The all-electric home is heated by a filtered HVAC system and augmented by an energy-saving, closed wood stove, for times when the electricity might be off. The kitchen induction cooktop not only saves energy, but a burner cannot be left on indefinitely because there are overheating sensors built into the system to shut if off automatically. This is an important feature for the aging-in-place aspect of the Knapp home.

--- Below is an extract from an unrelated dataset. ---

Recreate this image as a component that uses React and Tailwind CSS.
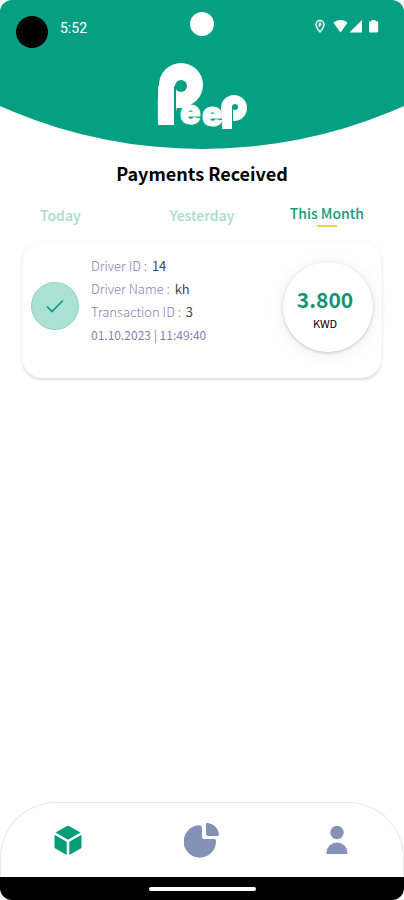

During the design phase, the Knapps tried to consider many other features they may come to need as they age. Every doorway measures 36 inches, wide enough to accommodate a wide wheelchair, in the event a family member in the future or a visitor should need it. A centrally located elevator enables anyone with physical infirmities to easily access the upper level of the home, as well as preventing the necessity for hauling heavy or bulky items up the staircase.
The master bedroom is designed large enough to accommodate bed-size changes as needed, and the master bath has a roll-in shower. A laundry chute allows clothing, towels and bedding to be dropped directly from the master suite into the laundry room below. A wheelchair-accessible sink is nice to have, and they located theirs in the upper guest bath so it is also available for guests. Every material and surface in the home was chosen for its sustainability and low-VOC qualities.
The Knapps speak highly of their building contractor, Kelly Home Services — and particularly of Christopher, the lead project manager. The couple says he did a great job from the beginning, ironing out all the wrinkles of their innovative design.
Enjoying the view of mountain and harbor from the upper level, and looking down upon the colorful, artistically designed gardens surrounding the home, the Knapps are satisfied they will be able to age in place on their hillside perch for many years to come.